The principal test in deciding whether to approve or refuse a development application is to consider whether the proposed development is consistent with the relevant planning scheme and any other relevant planning instruments.

If it is, it will generally be approved. If the development is inconsistent, it will generally be refused unless there are sufficient planning grounds to justify the approval despite the inconsistency.

This emphasises the importance of public submissions to local governments when they are preparing or amending their planning schemes in order to identify and protect important areas and environmental values. It is generally too late to protect important areas when a development application is lodged, if the planning scheme does not protect the area and allows it to be developed.


Approval of a development can be (and virtually always is) subject to conditions that control how the development will occur. Conditions are the basic mechanism for minimising adverse impacts and for providing public infrastructure (e.g. parklands).

Conditions are required to be relevant and reasonable.

A relevant condition is one that properly relates to the legislation under which it is imposed (e.g. for a local government, to maintain standards in local development).

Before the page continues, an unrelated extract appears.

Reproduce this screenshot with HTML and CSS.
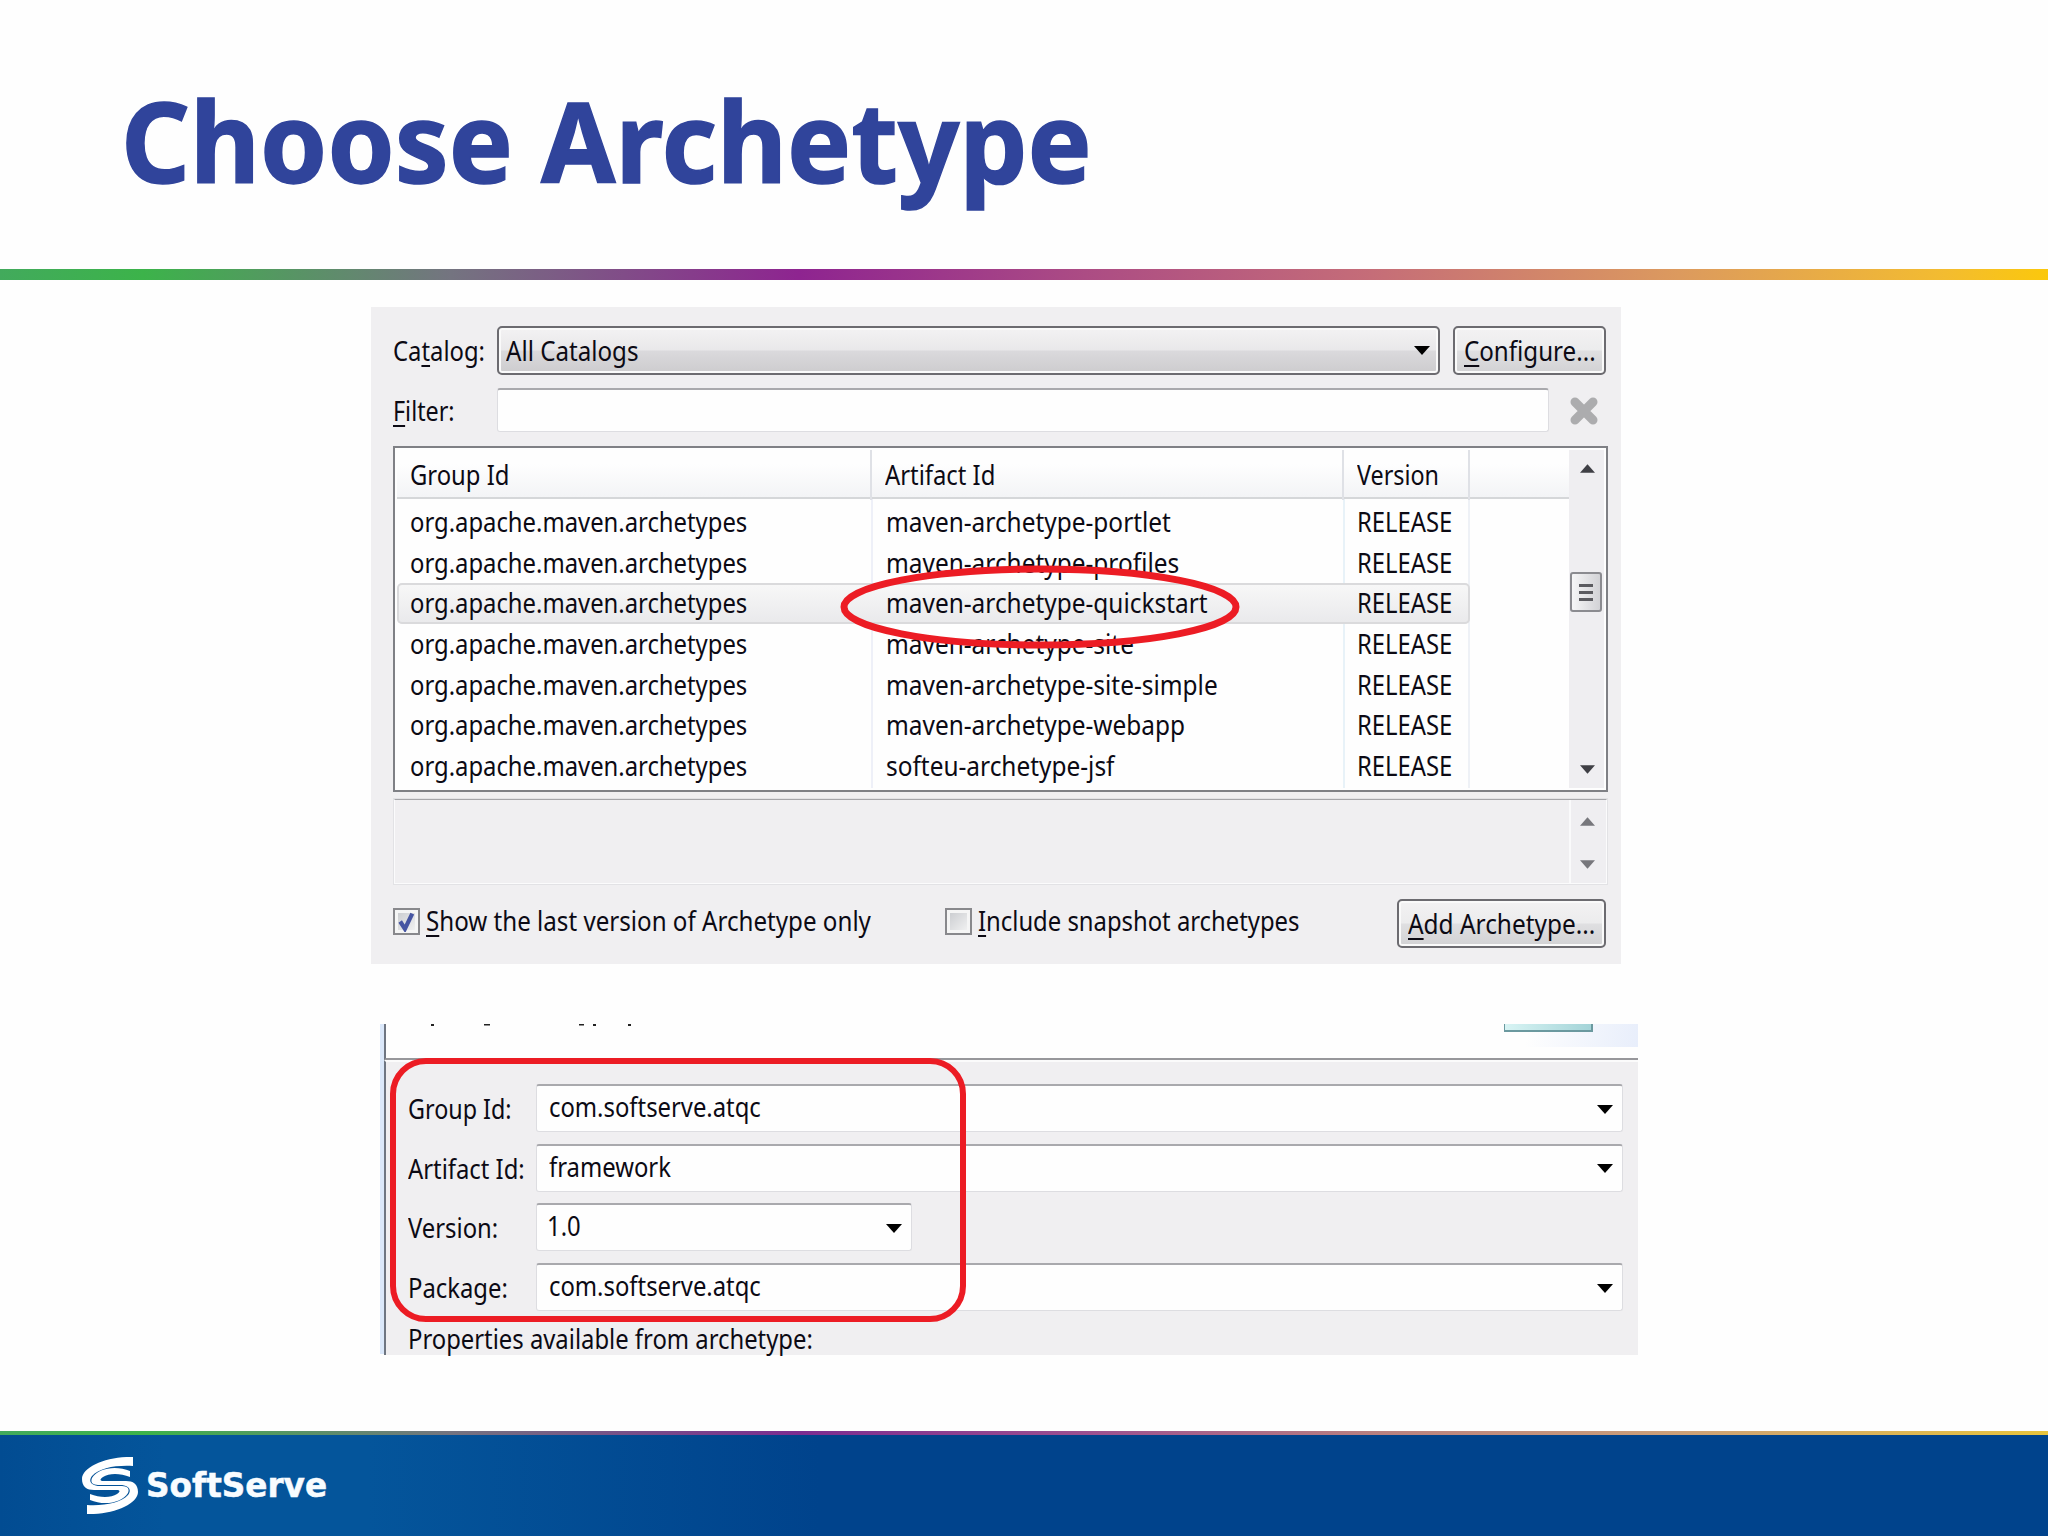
FILE: index.html
```html
<!DOCTYPE html>
<html lang="en">
<head>
<meta charset="utf-8">
<title>Choose Archetype</title>
<link rel="stylesheet" href="styles.css">
</head>
<body>
<main class="slide">
  <header class="head"><h1 class="title">Choose Archetype</h1></header>
  <div class="rule"></div>

  <section class="dialog">
    <div class="row catalog">
      <label class="lbl"><span class="t">Ca<u>t</u>alog:</span></label>
      <div class="combo"><span class="t wide">All Catalogs</span><svg class="drop" viewBox="0 0 16 9"><path d="M0 0h16L8 9z"/></svg></div>
      <button class="btn configure"><span class="t wide"><u>C</u>onfigure...</span></button>
    </div>
    <div class="row filter">
      <label class="lbl"><span class="t tight"><u>F</u>ilter:</span></label>
      <div class="input"></div>
      <svg class="clear" viewBox="0 0 30 30"><path d="M6 6L24 24M24 6L6 24"/></svg>
    </div>

    <div class="table">
      <div class="grid">
        <div class="tr th"><div><span class="t">Group Id</span></div><div><span class="t">Artifact Id</span></div><div><span class="t tight">Version</span></div><div></div></div>
        <div class="body">
          <div class="tr"><div><span class="t">org.apache.maven.archetypes</span></div><div><span class="t artifact">maven-archetype-portlet</span></div><div><span class="t">RELEASE</span></div></div>
          <div class="tr"><div><span class="t">org.apache.maven.archetypes</span></div><div><span class="t artifact">maven-archetype-profiles</span></div><div><span class="t">RELEASE</span></div></div>
          <div class="tr sel"><div><span class="t">org.apache.maven.archetypes</span></div><div><span class="t artifact">maven-archetype-quickstart</span></div><div><span class="t">RELEASE</span></div></div>
          <div class="tr"><div><span class="t">org.apache.maven.archetypes</span></div><div><span class="t artifact">maven-archetype-site</span></div><div><span class="t">RELEASE</span></div></div>
          <div class="tr"><div><span class="t">org.apache.maven.archetypes</span></div><div><span class="t artifact">maven-archetype-site-simple</span></div><div><span class="t">RELEASE</span></div></div>
          <div class="tr"><div><span class="t">org.apache.maven.archetypes</span></div><div><span class="t artifact">maven-archetype-webapp</span></div><div><span class="t">RELEASE</span></div></div>
          <div class="tr"><div><span class="t">org.apache.maven.archetypes</span></div><div><span class="t artifact">softeu-archetype-jsf</span></div><div><span class="t">RELEASE</span></div></div>
        </div>
      </div>
      <div class="scroll">
        <svg class="arrow" viewBox="0 0 16 9"><path d="M0 9h16L8 0z"/></svg>
        <div class="thumb"><i></i><i></i><i></i></div>
        <svg class="arrow" viewBox="0 0 16 9"><path d="M0 0h16L8 9z"/></svg>
      </div>
      <svg class="mark oval" viewBox="0 0 400 84"><ellipse cx="200" cy="42" rx="196" ry="38"/></svg>
    </div>

    <div class="desc">
      <div class="scroll">
        <svg class="arrow" viewBox="0 0 16 9"><path d="M0 9h16L8 0z"/></svg>
        <svg class="arrow" viewBox="0 0 16 9"><path d="M0 0h16L8 9z"/></svg>
      </div>
    </div>

    <div class="row options">
      <label class="check first"><span class="box"><svg viewBox="0 0 20 20"><path d="M4 10l4.500 7L15.500 2.500"/></svg></span><span class="t wide"><u>S</u>how the last version of Archetype only</span></label>
      <label class="check"><span class="box"></span><span class="t"><u>I</u>nclude snapshot archetypes</span></label>
      <button class="btn add"><span class="t artifact"><u>A</u>dd Archetype...</span></button>
    </div>
  </section>

  <section class="form">
    <div class="banner">
      <svg class="tails" viewBox="0 0 220 3"><path d="M4 0h3v2h-3zM57 0h6v1.500h-6zM152 0h5v1.500h-5zM166 0h3v2h-3zM201 0h3v2h-3z"/></svg>
      <div class="art"><div class="chip"></div></div>
    </div>
    <div class="fields">
      <div class="field"><label><span class="t tight">Group Id:</span></label><div class="input"><span class="t">com.softserve.atqc</span><svg class="drop" viewBox="0 0 16 9"><path d="M0 0h16L8 9z"/></svg></div></div>
      <div class="field"><label><span class="t">Artifact Id:</span></label><div class="input"><span class="t">framework</span><svg class="drop" viewBox="0 0 16 9"><path d="M0 0h16L8 9z"/></svg></div></div>
      <div class="field short"><label><span class="t">Version:</span></label><div class="input"><span class="t">1.0</span><svg class="drop" viewBox="0 0 16 9"><path d="M0 0h16L8 9z"/></svg></div></div>
      <div class="field"><label><span class="t">Package:</span></label><div class="input"><span class="t">com.softserve.atqc</span><svg class="drop" viewBox="0 0 16 9"><path d="M0 0h16L8 9z"/></svg></div></div>
      <p class="note"><span class="t">Properties available from archetype:</span></p>
    </div>
    <div class="mark frame"></div>
  </section>

  <footer class="foot">
    <svg class="logo" viewBox="0 0 56 57"><defs><path id="band" d="M51 0C25-1 0 10 0 22C0 30 5 33 12 33H34C39 33 38 35 35 37C29 41 18 41 8 37V43C22 49 40 46 46 36C48 31 45 29 38 29H18C9 29 6 24 10 19C17 11 34 8 51 9Z"/></defs><use href="#band"/><use href="#band" transform="rotate(180 28 28.5)"/></svg>
    <span class="brand">SoftServe</span>
  </footer>
</main>
</body>
</html>
```
FILE: styles.css
```css
* { box-sizing: border-box; }
body { margin: 0; background: #fefefe; }
.slide {
  width: 2048px; height: 1536px; overflow: hidden;
  display: flex; flex-direction: column;
  font: 26.5px/40px "Noto Sans", "Open Sans", sans-serif; color: #0c0a14;
}
.head { height: 269px; padding: 60px 0 0 121px; flex: none; }
.title { margin: 0; font-size: 111px; line-height: 160px; font-weight: 700; color: #30449b; -webkit-text-stroke: 1.5px #30449b; white-space: nowrap; transform: scaleX(.97); transform-origin: 0 0; width: max-content; }
.rule { flex: none; height: 11px; background: linear-gradient(90deg, #42aa5c 0, #3cb34a 7%, #747480 22%, #8e2490 39%, #ac4c84 53%, #c56d78 67%, #dc9a5e 82%, #f3bc30 95%, #fbc80c 100%); }

/* UI label text, condensed slightly */
.t { display: inline-block; white-space: nowrap; transform: scaleX(.899); transform-origin: 0 50%; }
.t.tight { transform: scaleX(.88); }
.t.wide { transform: scaleX(.911); }
.t.artifact { transform: scaleX(.921); }
u { text-decoration-thickness: 2px; text-underline-offset: 4px; text-decoration-skip-ink: none; }

.dialog { flex: none; width: 1250px; height: 657px; margin: 27px 0 0 371px; padding: 19px 13px 0 22px; background: #f0eff1; }
.row { display: flex; }
.lbl { width: 104px; }
.catalog { height: 49px; line-height: 49px; }
.catalog .lbl { padding-top: 1px; }
.combo, .btn { border: 2px solid #6c6b70; border-radius: 5px; box-shadow: inset 0 0 0 2px #fafafa; background: linear-gradient(#f3f2f3 0, #e9e8ea 48%, #dad9dc 52%, #cdccce 100%); }
.combo { width: 943px; display: flex; justify-content: space-between; align-items: center; padding: 0 8px 0 7px; line-height: 44px; }
.drop { width: 16px; height: 9px; }
.btn { font: inherit; color: inherit; padding: 0 0 0 9px; text-align: left; line-height: 44px; background: linear-gradient(#f3f2f3 0, #ececed 48%, #dfdfe1 52%, #d2d2d4 100%); }
.configure { width: 153px; margin-left: 13px; }
.filter { height: 44px; line-height: 46px; margin-top: 13px; }
.input { background: #fefefe; border: 1px solid #dddde1; border-top: 2px solid #a9a9ad; border-radius: 3px; }
.filter .input { width: 1052px; }
.clear { width: 30px; height: 30px; margin: 8px 0 0 20px; fill: none; stroke: #acacae; stroke-width: 9; stroke-linecap: round; }

.table { position: relative; display: flex; width: 1215px; height: 346px; margin-top: 14px; border: 2px solid #7f8085; background: #fefefe; padding: 2px; }
.grid { width: 1172px; }
.tr { display: grid; grid-template-columns: 474px 472px 126px 1fr; }
.tr > div { padding-left: 15px; }
.tr > div:first-child { padding-left: 13px; }
.tr > div:nth-child(3) { padding-left: 14px; }
.th { height: 49px; line-height: 50px; background: linear-gradient(#fefefe 30%, #f3f4f6); border-bottom: 2px solid #d5d7d9; }
.th > div + div { border-left: 2px solid #dfe1e6; margin-left: -1px; }
.tr.th > div:nth-child(2), .tr.th > div:nth-child(3) { padding-left: 13px; }
.body { height: 289px; padding-top: 3px; background: linear-gradient(90deg, transparent 474px, #eef0f8 474px 476px, transparent 476px 946px, #e8f2f8 946px 948px, transparent 948px 1071px, #eef1f6 1071px 1073px, transparent 1073px); }
.body .tr { height: 40.650px; line-height: 40px; }
.body .sel { width: 1073px; border-radius: 5px; background: linear-gradient(#f8f8f8, #e9e9eb); box-shadow: inset 0 0 0 2px #dadadc; }
.scroll { width: 35px; background: #efeef1; display: flex; flex-direction: column; align-items: center; }
.arrow { width: 15px; height: 9px; fill: #3f3f45; }
.table .scroll { padding: 14px 0 14px 1px; }
.thumb { width: 32px; height: 40px; margin: 99px 2px auto 0; border: 2px solid #8b8b90; border-radius: 3px; background: linear-gradient(90deg, #f6f6f7, #d2d2d6); display: flex; flex-direction: column; gap: 4px; align-items: center; justify-content: center; }
.thumb i { width: 14px; height: 3px; background: #5b5b60; }
.mark { position: absolute; }
.oval { left: 445px; top: 117px; width: 400px; height: 84px; fill: none; stroke: #ec1c24; stroke-width: 7; }

.desc { width: 1215px; height: 87px; margin-top: 6px; border: 2px solid #fbfbfc; border-top-color: #a5a5a9; outline: 1px solid #e2e2e5; outline-offset: -1px; display: flex; justify-content: flex-end; }
.desc .scroll { width: 37px; border-left: 2px solid #fafafb; padding: 17px 2px 14px 0; justify-content: space-between; }
.desc .arrow { fill: #77777c; }

.options { height: 49px; margin-top: 14px; line-height: 45px; }
.check { display: flex; align-items: flex-start; }
.first { width: 552px; }
.box { width: 27px; height: 27px; margin: 9px 6px 0 0; border: 2px solid #88888c; background: linear-gradient(135deg, #c6c8cc, #f6f6f6); box-shadow: inset 0 0 0 3px #f5f5f5; }
.box svg { display: block; width: 21px; height: 21px; margin: 1px; fill: none; stroke: #4655a2; stroke-width: 4; }
.add { width: 209px; margin-left: auto; margin-right: 2px; line-height: 46px; padding-left: 9px; }

.form { position: relative; flex: none; width: 1258px; height: 330px; margin: 60px 0 0 380px; border-left: 4px solid #dbe8fa; display: flex; flex-direction: column; }
.banner { height: 36px; border-left: 2px solid #6f7682; border-bottom: 2px solid #97979b; display: flex; justify-content: space-between; flex: none; }
.tails { width: 220px; height: 3px; margin-left: 41px; fill: #222; }
.art { width: 138px; height: 23px; background: linear-gradient(100deg, #fefefe 20%, #e8eefb); }
.chip { width: 89px; height: 8px; margin-left: 4px; background: linear-gradient(90deg, #d8f4f4, #a4d4d8); border: solid #6b999f; border-width: 0 2px 2px 1px; }
.fields { flex: 1; background: #f0eff1; border-left: 2px solid #6f7682; border-top: 2px solid #fbfbfb; padding: 22px 15px 0 22px; display: flex; flex-direction: column; }
.field { display: flex; height: 48px; margin-bottom: 11.700px; line-height: 50px; flex: none; }
.field label { width: 128px; }
.field .input { flex: 1; display: flex; justify-content: space-between; align-items: center; padding: 0 9px 0 12px; line-height: 40px; }
.field .input .t { margin-top: -3px; }
.field .drop { margin-top: 1px; }
.short .input { flex: none; width: 376px; padding-left: 10px; }
.note { margin: 0; line-height: 32px; }
.frame { left: 6px; top: 34px; width: 576px; height: 264px; border: 6px solid #ec1c24; border-radius: 36px; }

.foot { margin-top: auto; flex: none; height: 105px; background: linear-gradient(90deg, #42aa5c 0, #3cb34a 7%, #747480 22%, #7c2c90 39%, #9c5090 53%, #b88080 67%, #cca078 82%, #e8c43c 100%) 0 0 / 100% 4px no-repeat, linear-gradient(90deg, #024c92 0, #04559b 8%, #04559b 18%, #00438c 40%); padding: 26px 0 0 82px; display: flex; }
.logo { width: 56px; height: 57px; fill: #fff; }
.brand { font: 700 33px/40px "DejaVu Sans", sans-serif; color: #f8fcff; margin: 9px 0 0 8px; transform: scaleX(.99); transform-origin: 0 0; -webkit-text-stroke: .5px #f8fcff; }
```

A reasonable condition is one that is a reasonable response to the changes that the development will cause (e.g. increased traffic to a road or bridge).

For example, a relevant and reasonable condition for a development adjacent to a watercourse may be that no development is to occur within 20 metres of the high bank of any watercourse. Whether a condition is relevant and reasonable will depend on the facts of each individual case.

A short quiz on condition-making powers is available online for you to test your understanding.

If an assessment manager refuses a development application, the applicant may appeal to the Planning and Environment Court (s 461 Sustainable Planning Act). A person who has made a proper submission about an impact assessable development application during the public notification stage may also appeal against approval of the development (s 462 Sustainable Planning Act).